Risk management proves absolutely essential given the pattern’s 50%+ failure rate. Traders must establish stop-loss orders beyond the pennant’s boundary—above the resistance trendline for bullish patterns and below the support trendline for bearish patterns. These predetermined stop levels limit potential losses to known, calculated amounts, transforming the pattern into a risk-defined trading opportunity.

Active position management during the consolidation phase also matters critically. As the three-week window approaches without triggering a breakout, the probability of pattern failure or evolution into a larger formation increases substantially. Disciplined traders often exit consolidation trades if price remains locked within pennant boundaries as the typical window closes, preserving capital for higher-probability opportunities elsewhere.

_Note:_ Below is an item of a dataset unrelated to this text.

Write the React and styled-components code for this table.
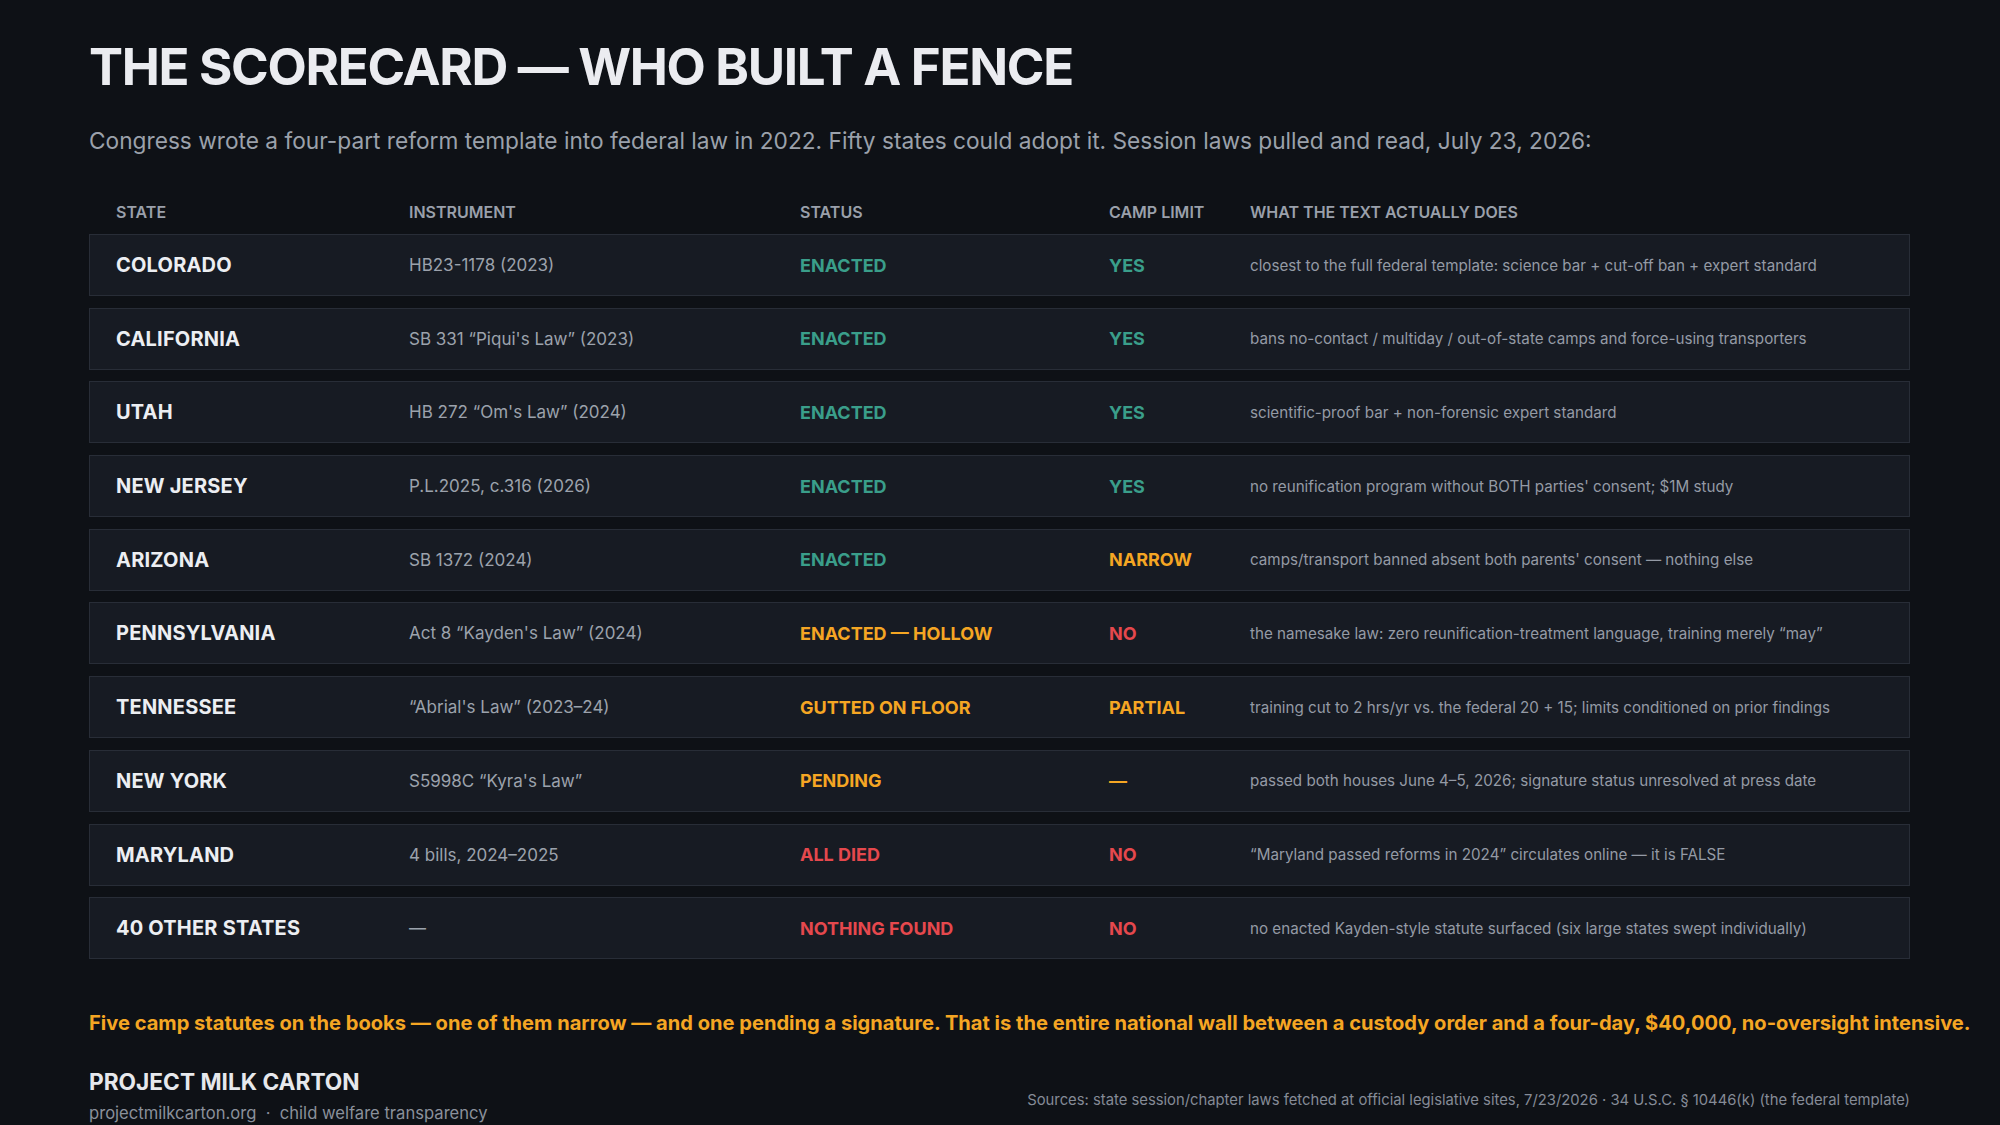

The Bottom Line: Strategic Application of Pennant Patterns

The pennant pattern represents a legitimate, frequently occurring consolidation structure that marks interim pauses within broader directional trends. Its compressed timeframe—typically one to three weeks—creates frequent trading opportunities across multiple cryptocurrency pairs and timeframes. Success with the pennant pattern derives from recognizing the critical relationship between flagpole quality and subsequent breakout power.

Rather than viewing the pennant pattern as a standalone trading system, sophisticated traders integrate it within comprehensive technical analysis frameworks that incorporate volume confirmation, multiple timeframe alignment, support-resistance dynamics, and strict risk control protocols. When the preceding trend demonstrates sharp aggression and the consolidation structure maintains proper proportions, the pennant pattern can effectively signal where trend continuation is likely to occur. Combined with disciplined entry execution and predetermined risk parameters, this pattern remains a valuable tool in active traders’ technical analysis toolkit.